-- Begin PROVIDED MATERIAL --

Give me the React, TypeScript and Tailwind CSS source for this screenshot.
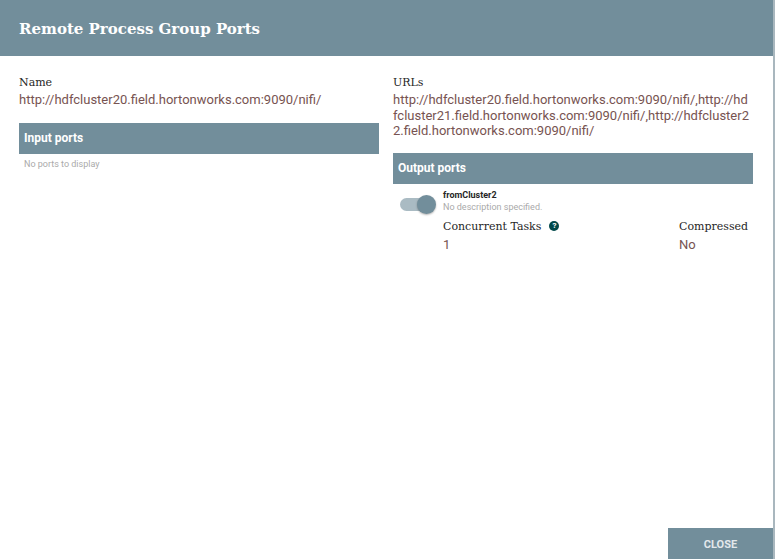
import React from "react";

const slab = { fontFamily: '"DejaVu Serif", serif' };
const roboto = { fontFamily: 'Roboto, "Liberation Sans", sans-serif' };

function PortHeader({ title }: { title: string }) {
  return (
    <div className="h-[31px] bg-[#728e9b] flex items-center pl-[5px] text-white text-[12px] font-bold" style={roboto}>
      {title}
    </div>
  );
}

export default function App() {
  return (
    <div className="w-[775px] h-[559px] bg-white relative overflow-hidden" style={roboto}>
      <div className="w-[775px] h-[559px] border-r-2 border-[#a9b7be] flex flex-col">
        <div className="h-[56px] bg-[#728e9b] flex items-center px-[19px] shrink-0">
          <div className="text-white text-[15px] font-bold pt-[2px]" style={slab}>
            Remote Process Group Ports
          </div>
        </div>
        <div className="flex flex-1 pt-[19px] pl-[19px]">
          <div className="w-[360px]">
            <div className="text-[11px] text-[#262626] leading-[15px]" style={slab}>Name</div>
            <div className="text-[13px] text-[#775351] leading-[15.5px] mt-[2px]" style={roboto}>
              http://hdfcluster20.field.hortonworks.com:9090/nifi/
            </div>
            <div className="mt-[15px]">
              <PortHeader title="Input ports" />
              <div className="text-[9px] text-[#aaaaaa] pl-[5px] pt-[4px]" style={roboto}>No ports to display</div>
            </div>
          </div>
          <div className="w-[360px] ml-[14px]">
            <div className="text-[11px] text-[#262626] leading-[15px]" style={slab}>URLs</div>
            <div className="w-[356px] text-[13px] text-[#775351] leading-[15.5px] mt-[2px] break-all" style={roboto}>
              http://hdfcluster20.field.hortonworks.com:9090/nifi/,http://hdfcluster21.field.hortonworks.com:9090/nifi/,http://hdfcluster22.field.hortonworks.com:9090/nifi/
            </div>
            <div className="mt-[14px]">
              <PortHeader title="Output ports" />
              <div className="flex pt-[5px]">
                <div className="w-[50px] shrink-0 pl-[7px] pt-[6px]">
                  <div className="relative w-[36px] h-[18px]">
                    <div className="absolute left-0 top-[3px] w-[30px] h-[13px] rounded-full bg-[#aabbc3]" />
                    <div className="absolute left-[17px] top-0 w-[19px] h-[19px] rounded-full bg-[#728e9b] shadow-[0_1px_2px_rgba(0,0,0,0.3)]" />
                  </div>
                </div>
                <div className="flex-1">
                  <div className="text-[9px] font-bold text-[#262626] leading-[12px]">fromCluster2</div>
                  <div className="text-[9px] text-[#aaaaaa] leading-[12px]">No description specified.</div>
                  <div className="flex mt-[6px]">
                    <div className="flex-1">
                      <div className="flex items-center gap-[8px]">
                        <span className="text-[11px] text-[#262626] leading-[15px]" style={slab}>Concurrent Tasks</span>
                        <span className="w-[10px] h-[10px] rounded-full bg-[#004849] text-white text-[8px] font-bold flex items-center justify-center leading-none">?</span>
                      </div>
                      <div className="text-[13px] text-[#775351] leading-[15px] mt-[3px]">1</div>
                    </div>
                    <div className="w-[74px]">
                      <div className="text-[11px] text-[#262626] leading-[15px]" style={slab}>Compressed</div>
                      <div className="text-[13px] text-[#775351] leading-[15px] mt-[3px]">No</div>
                    </div>
                  </div>
                </div>
              </div>
            </div>
          </div>
        </div>
        <div className="flex justify-end shrink-0">
          <div className="w-[105px] h-[31px] bg-[#728e9b] flex items-center justify-center pt-[3px] text-[11px] font-bold text-[#e3e8eb]">
            CLOSE
          </div>
        </div>
      </div>
    </div>
  );
}
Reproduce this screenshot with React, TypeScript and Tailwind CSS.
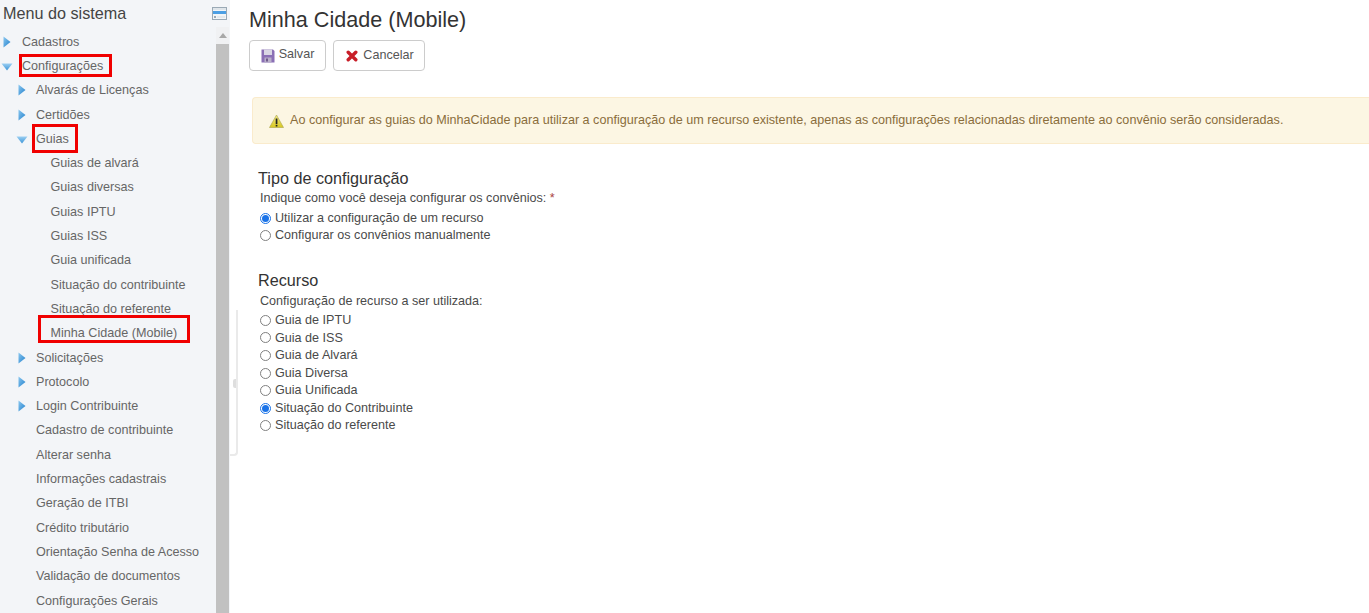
const font = "font-['Liberation_Sans',Arial,sans-serif]";

function Right() {
  return (
    <svg width="8" height="12" viewBox="0 0 8 12" className="block">
      <defs>
        <linearGradient id="gr" x1="0" y1="0" x2="1" y2="1">
          <stop offset="0" stopColor="#8cc8f0" />
          <stop offset="1" stopColor="#1f7fcc" />
        </linearGradient>
      </defs>
      <path d="M0.5 0.5 L7.5 6 L0.5 11.5 Z" fill="url(#gr)" />
    </svg>
  );
}

function Down() {
  return (
    <svg width="12" height="8" viewBox="0 0 12 8" className="block">
      <defs>
        <linearGradient id="gd" x1="0" y1="0" x2="0" y2="1">
          <stop offset="0" stopColor="#9ccff2" />
          <stop offset="1" stopColor="#3a94d8" />
        </linearGradient>
      </defs>
      <path d="M0.5 0.5 L11.5 0.5 L6 7.5 Z" fill="url(#gd)" />
    </svg>
  );
}

type Item = { t: string; lvl: number; icon?: "r" | "d"; box?: string };

const items: Item[] = [
  { t: "Cadastros", lvl: 0, icon: "r" },
  { t: "Configurações", lvl: 0, icon: "d", box: "left-[19px] w-[93px] top-0 h-[23px]" },
  { t: "Alvarás de Licenças", lvl: 1, icon: "r" },
  { t: "Certidões", lvl: 1, icon: "r" },
  { t: "Guias", lvl: 1, icon: "d", box: "left-[32px] w-[46px] top-[-3px] h-[29px]" },
  { t: "Guias de alvará", lvl: 2 },
  { t: "Guias diversas", lvl: 2 },
  { t: "Guias IPTU", lvl: 2 },
  { t: "Guias ISS", lvl: 2 },
  { t: "Guia unificada", lvl: 2 },
  { t: "Situação do contribuinte", lvl: 2 },
  { t: "Situação do referente", lvl: 2 },
  { t: "Minha Cidade (Mobile)", lvl: 2, box: "left-[38px] w-[152px] top-[-6px] h-[28px]" },
  { t: "Solicitações", lvl: 1, icon: "r" },
  { t: "Protocolo", lvl: 1, icon: "r" },
  { t: "Login Contribuinte", lvl: 1, icon: "r" },
  { t: "Cadastro de contribuinte", lvl: 1 },
  { t: "Alterar senha", lvl: 1 },
  { t: "Informações cadastrais", lvl: 1 },
  { t: "Geração de ITBI", lvl: 1 },
  { t: "Crédito tributário", lvl: 1 },
  { t: "Orientação Senha de Acesso", lvl: 1 },
  { t: "Validação de documentos", lvl: 1 },
  { t: "Configurações Gerais", lvl: 1 },
];

const pad = ["pl-[22px]", "pl-[36px]", "pl-[50.5px]"];
const iconPos = ["left-[3px]", "left-[17.5px]", "left-[32px]"];
const iconPosDown = ["left-[1px]", "left-[15.5px]", "left-[30px]"];

function Row({ it }: { it: Item }) {
  return (
    <div className={`relative h-[24.3px] leading-[24.3px] text-[12.6px] text-[#666] whitespace-nowrap ${pad[it.lvl]}`}>
      {it.icon === "r" && (
        <span className={`absolute top-[6px] ${iconPos[it.lvl]}`}>
          <Right />
        </span>
      )}
      {it.icon === "d" && (
        <span className={`absolute top-[9px] ${iconPosDown[it.lvl]}`}>
          <Down />
        </span>
      )}
      {it.t}
      {it.box && <span className={`absolute border-[3px] border-[#f00000] ${it.box}`} />}
    </div>
  );
}

function Radio({ label, on }: { label: string; on?: boolean }) {
  return (
    <div className="flex items-center h-[17.6px] text-[12.6px] text-[#4a4a4a]">
      <span
        className={`w-[11px] h-[11px] rounded-full border bg-white mr-[4px] ml-[2px] flex items-center justify-center ${
          on ? "border-[#1a73e8]" : "border-[#808080]"
        }`}
      >
        {on && <span className="w-[7px] h-[7px] rounded-full bg-[#1a73e8]" />}
      </span>
      {label}
    </div>
  );
}

function Panel() {
  return (
    <svg width="15" height="13" viewBox="0 0 15 13" className="block">
      <rect x="0.5" y="0.5" width="14" height="12" fill="#f2f5f7" stroke="#9aa9b5" />
      <rect x="1" y="1" width="13" height="2" fill="#dfe5ea" />
      <rect x="1" y="4" width="13" height="3" fill="#4c9fe4" />
      <rect x="2" y="9" width="2" height="2" fill="#9aa9b5" />
      <rect x="5" y="9.5" width="8" height="1" fill="#d5dde3" />
    </svg>
  );
}

export default function App() {
  return (
    <div className={`${font} flex h-[613px] w-[1369px] overflow-hidden bg-white`}>
      <aside className="w-[230px] shrink-0 bg-[#f3f5f8] flex flex-col">
        <div className="h-[27px] flex items-center justify-between pl-[3px] pr-[3px] shrink-0">
          <span className="text-[16.2px] text-[#444]">Menu do sistema</span>
          <Panel />
        </div>
        <div className="flex flex-1 min-h-0">
          <nav className="flex-1 min-w-0 overflow-hidden pt-[2.7px]">
            {items.map((it) => (
              <Row key={it.t} it={it} />
            ))}
          </nav>
          <div className="w-[13px] flex flex-col mr-[1px]">
            <div className="h-[17px] flex items-center justify-center bg-[#f0f1f3]">
              <svg width="8" height="5" viewBox="0 0 8 5">
                <path d="M0 5 L4 0 L8 5 Z" fill="#a8a8a8" />
              </svg>
            </div>
            <div className="flex-1 bg-[#c1c1c1]" />
          </div>
        </div>
      </aside>
      <div className="relative w-[8px] shrink-0">
        <div className="absolute left-0 top-[310px] h-[146px] w-[8px] rounded-br-[4px] border-r-2 border-b-2 border-[#eaeaea] bg-white" />
        <div className="absolute left-[3px] top-[379px] h-[9px] w-[3px] rounded-l-[2px] bg-[#dedede]" />
      </div>
      <main className="flex-1 min-w-0 pl-[11px]">
        <h1 className="text-[21.6px] leading-[24px] text-[#333] mt-[8px]">Minha Cidade (Mobile)</h1>
        <div className="flex gap-[7px] mt-[8px]">
          <button className="h-[31px] w-[77px] flex items-center justify-center gap-[4px] border border-[#ccc] rounded-[4px] bg-white text-[12.6px] text-[#555]">
            <svg width="14" height="14" viewBox="0 0 14 14" className="block">
              <path d="M0.5 0.5 H12 L13.5 2 V13.5 H0.5 Z" fill="#8a6fb5" />
              <rect x="3" y="0.5" width="8" height="5.5" fill="#d9d6e4" />
              <rect x="3.5" y="8.5" width="7" height="5" fill="#b9b0c9" />
              <rect x="5" y="9.5" width="2" height="3" fill="#6f5a8c" />
            </svg>
            <span className="pb-[2px]">Salvar</span>
          </button>
          <button className="h-[31px] w-[92px] flex items-center justify-center gap-[5px] border border-[#ccc] rounded-[4px] bg-white pl-[2px] text-[12.6px] text-[#555]">
            <svg width="12" height="12" viewBox="0 0 12 12" className="block">
              <path d="M2.2 2.2 L9.8 9.8 M9.8 2.2 L2.2 9.8" stroke="#c81e28" strokeWidth="3.4" strokeLinecap="round" />
            </svg>
            <span className="pb-[1px]">Cancelar</span>
          </button>
        </div>
        <div className="mt-[26px] ml-[3px] h-[47px] flex items-center border border-r-0 border-[#faebcc] rounded-l-[4px] bg-[#fcf6e3] pl-[16px] text-[12.6px] text-[#8a6d3b] whitespace-nowrap">
          <svg width="15" height="14" viewBox="0 0 15 14" className="block mr-[6px] shrink-0">
            <defs>
              <linearGradient id="w" x1="0" y1="0" x2="0" y2="1">
                <stop offset="0" stopColor="#f2ea8a" />
                <stop offset="1" stopColor="#d8c820" />
              </linearGradient>
            </defs>
            <path d="M7.5 1 L14.5 13.5 H0.5 Z" fill="url(#w)" stroke="#a8a24a" strokeWidth="0.6" />
            <rect x="6.7" y="4.5" width="1.7" height="5.5" fill="#222" />
            <rect x="6.7" y="10.8" width="1.7" height="1.7" fill="#222" />
          </svg>
          <span>
            Ao configurar as guias do MinhaCidade para utilizar a configuração de um recurso existente, apenas as configurações relacionadas diretamente ao convênio serão consideradas.
          </span>
        </div>
        <section className="ml-[9px] mt-[25px]">
          <h2 className="text-[16.2px] leading-[18px] text-[#333]">Tipo de configuração</h2>
          <div className="ml-[2px] mt-[4px] text-[12.6px] leading-[15px] text-[#4a4a4a]">
            Indique como você deseja configurar os convênios: <span className="text-[#a94442]">*</span>
          </div>
          <div className="mt-[3.4px]">
            <Radio label="Utilizar a configuração de um recurso" on />
            <Radio label="Configurar os convênios manualmente" />
          </div>
          <h2 className="text-[16.2px] leading-[18px] text-[#333] mt-[26.6px]">Recurso</h2>
          <div className="ml-[2px] mt-[5px] text-[12.6px] leading-[15px] text-[#4a4a4a]">Configuração de recurso a ser utilizada:</div>
          <div className="mt-[2.4px]">
            <Radio label="Guia de IPTU" />
            <Radio label="Guia de ISS" />
            <Radio label="Guia de Alvará" />
            <Radio label="Guia Diversa" />
            <Radio label="Guia Unificada" />
            <Radio label="Situação do Contribuinte" on />
            <Radio label="Situação do referente" />
          </div>
        </section>
      </main>
    </div>
  );
}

-- End PROVIDED MATERIAL --

WHAT YOU SHOULD DO: Look through the entries above; copy each line where the string "Tailwind" appears.

RESPONSE TO THE TASK:
Give me the React, TypeScript and Tailwind CSS source for this screenshot.
Reproduce this screenshot with React, TypeScript and Tailwind CSS.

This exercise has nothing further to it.